This is a simple demonstration of the use of the Pig wrapper for S4. It takes a sample S4 application (speech02, available through github.com/s4/s4) and wraps the PEs so they can be called from Pig running on a Hadoop cluster. A sample pig script is also provided to demonstrate the full integration.

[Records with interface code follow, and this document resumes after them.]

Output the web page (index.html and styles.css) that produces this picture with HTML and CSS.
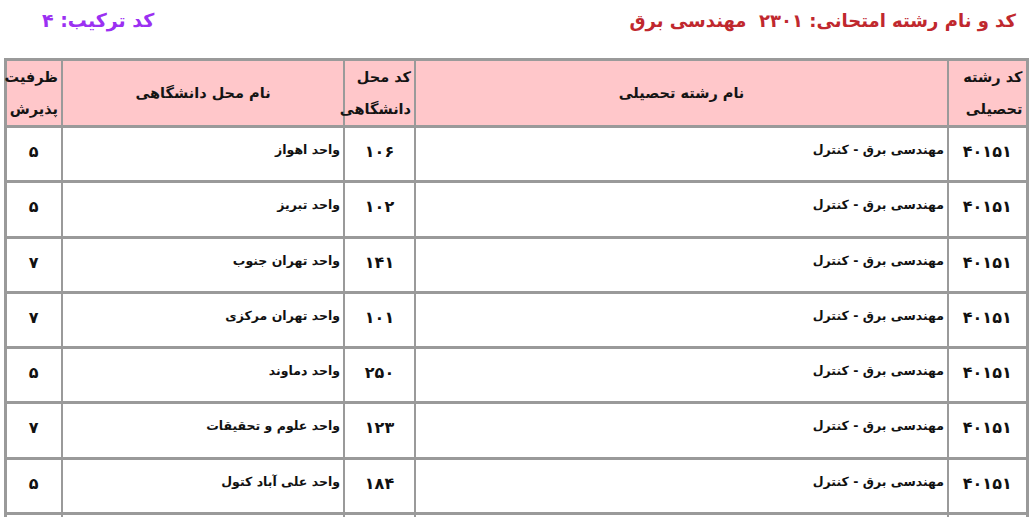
FILE: index.html
```html
<!DOCTYPE html>
<html lang="fa" dir="rtl">
<head>
<meta charset="utf-8">
<title>کد و نام رشته امتحانی</title>
<link rel="stylesheet" href="styles.css">
</head>
<body>
<header class="top">
  <h1 class="title">کد و نام رشته امتحانی: ۲۳۰۱&nbsp; مهندسی برق</h1>
  <div class="combo">کد ترکیب: ۴</div>
</header>
<table class="grid">
  <colgroup>
    <col class="c-code">
    <col class="c-field">
    <col class="c-uni">
    <col class="c-uname">
    <col class="c-cap">
  </colgroup>
  <thead>
    <tr>
      <th class="h-r">کد رشته<br>تحصیلی</th>
      <th class="h-c">نام رشته تحصیلی</th>
      <th class="h-r">کد محل<br>دانشگاهی</th>
      <th class="h-c">نام محل دانشگاهی</th>
      <th class="h-r">ظرفیت<br>پذیرش</th>
    </tr>
  </thead>
  <tbody>
    <tr><td class="num">۴۰۱۵۱</td><td class="txt">مهندسی برق - کنترل</td><td class="num">۱۰۶</td><td class="txt">واحد اهواز</td><td class="num">۵</td></tr>
    <tr><td class="num">۴۰۱۵۱</td><td class="txt">مهندسی برق - کنترل</td><td class="num">۱۰۲</td><td class="txt">واحد تبریز</td><td class="num">۵</td></tr>
    <tr><td class="num">۴۰۱۵۱</td><td class="txt">مهندسی برق - کنترل</td><td class="num">۱۴۱</td><td class="txt">واحد تهران جنوب</td><td class="num">۷</td></tr>
    <tr><td class="num">۴۰۱۵۱</td><td class="txt">مهندسی برق - کنترل</td><td class="num">۱۰۱</td><td class="txt">واحد تهران مرکزی</td><td class="num">۷</td></tr>
    <tr><td class="num">۴۰۱۵۱</td><td class="txt">مهندسی برق - کنترل</td><td class="num">۲۵۰</td><td class="txt">واحد دماوند</td><td class="num">۵</td></tr>
    <tr><td class="num">۴۰۱۵۱</td><td class="txt">مهندسی برق - کنترل</td><td class="num">۱۲۳</td><td class="txt">واحد علوم و تحقیقات</td><td class="num">۷</td></tr>
    <tr><td class="num">۴۰۱۵۱</td><td class="txt">مهندسی برق - کنترل</td><td class="num">۱۸۴</td><td class="txt">واحد علی آباد کتول</td><td class="num">۵</td></tr>
    <tr><td class="num"></td><td class="txt"></td><td class="num"></td><td class="txt"></td><td class="num"></td></tr>
  </tbody>
</table>
</body>
</html>
```
FILE: styles.css
```css
html, body {
  margin: 0;
  padding: 0;
  background: #ffffff;
}

body {
  font-family: "DejaVu Sans", "Noto Sans", sans-serif;
  color: #111111;
  overflow: hidden;
}

.top {
  display: flex;
  justify-content: space-between;
  align-items: center;
  padding: 5px 16px 0 42px;
  height: 30px;
}

.title {
  margin: 0;
  font-size: 18px;
  font-weight: bold;
  color: #c0282e;
}

.combo {
  font-size: 19px;
  font-weight: bold;
  color: #9b30f2;
}

.grid {
  width: 1024px;
  margin: 23px auto 0;
  border-collapse: collapse;
  table-layout: fixed;
  border: 3px solid #9a9a9a;
}

.c-code { width: 79px; }
.c-field { width: 533px; }
.c-uni { width: 71px; }
.c-uname { width: 282px; }
.c-cap { width: 57px; }

.grid th {
  background: #ffc7ca;
  border: 2px solid #9a9a9a;
  border-bottom-width: 3px;
  height: 64px;
  font-size: 14.5px;
  font-weight: bold;
  line-height: 32px;
  padding: 0 3px;
  color: #141414;
}

.h-r { text-align: right; }
.h-c { text-align: center; }

.grid td {
  border-left: 2px solid #9a9a9a;
  border-right: 2px solid #9a9a9a;
  border-bottom: 3px solid #9a9a9a;
  height: 38.3px;
  vertical-align: top;
  padding: 14px 3px 0;
  font-weight: bold;
}

.num {
  text-align: center;
  font-size: 16px;
}

.txt {
  text-align: right;
  font-size: 12.5px;
}
```
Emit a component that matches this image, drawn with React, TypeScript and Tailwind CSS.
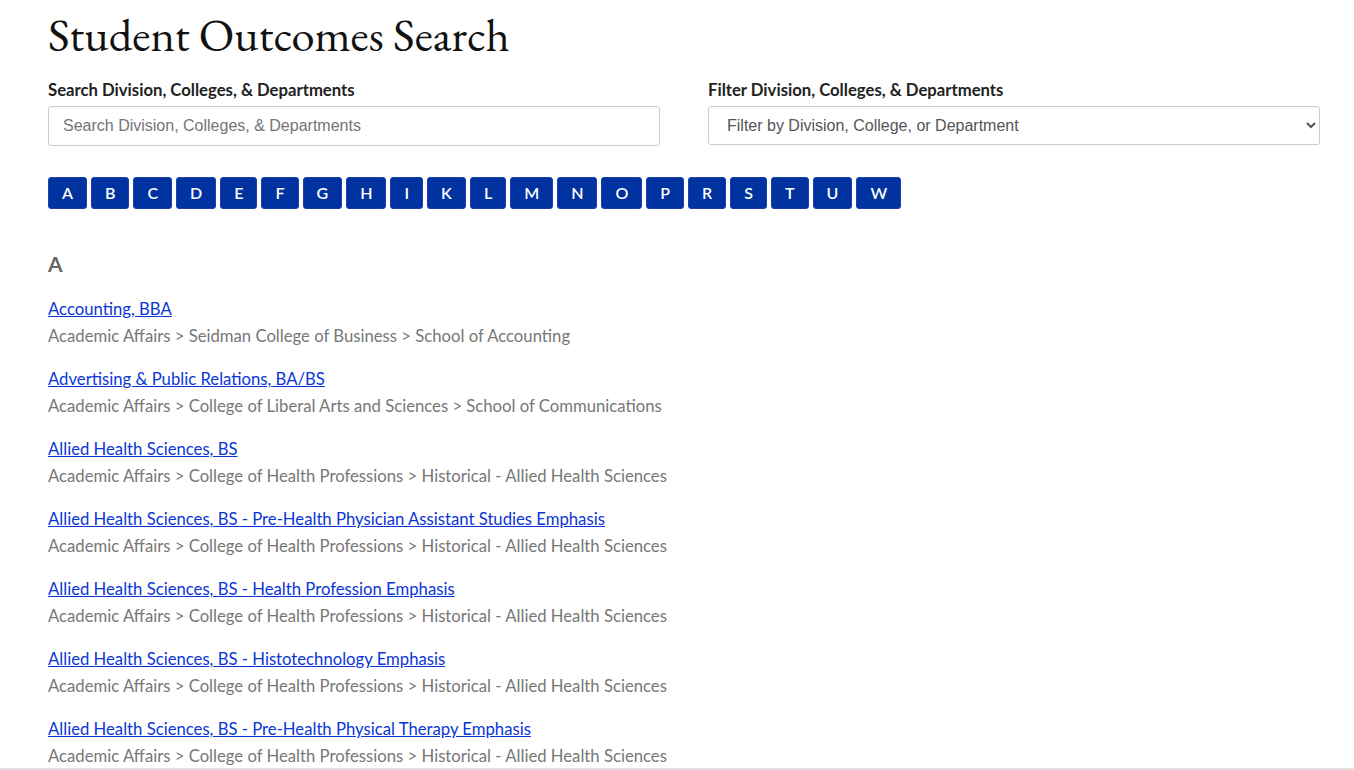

In addition to S4, this project also depends on S4PigWrapper.
- Linux
- Java 1.6
- Maven
- s4-core-0.3-SNAPSHOT
- S4PigWrapper 0.1 and dependent jars
- Pig 0.8 or higher
- Hadoop 0.20 or higher
-
Create S4PigExample/lib and S4PigExample/applib directories.
-
Ensure you have built S4PigWrapper and collected the jars. Those belong in S4PigExample/lib.
-
From your main S4 repository, build speech01: ./gradlew s4-example-speech01:jar and then copy s4-examples/speech01/build/libs/s4-example-speech01-0.3-SNAPSHOT.jar to S4PigExample/applib
-
Modify script/run-pig.sh to ensure environment variables are properly set
- DATAPATH should point to the path containing the data subdirectory
- If you want script output in the log file, set LOCAL_MODE=1
-
If NOT running in local mode, copy files in data to the correct HDFS location.
- The last PE in the data flow writes to stdout, so if you want to see the output locally, run in local mode.
-
Go to the script directory
./run-pig.sh speech02.pig
-
Output log file is in speech02.pig.log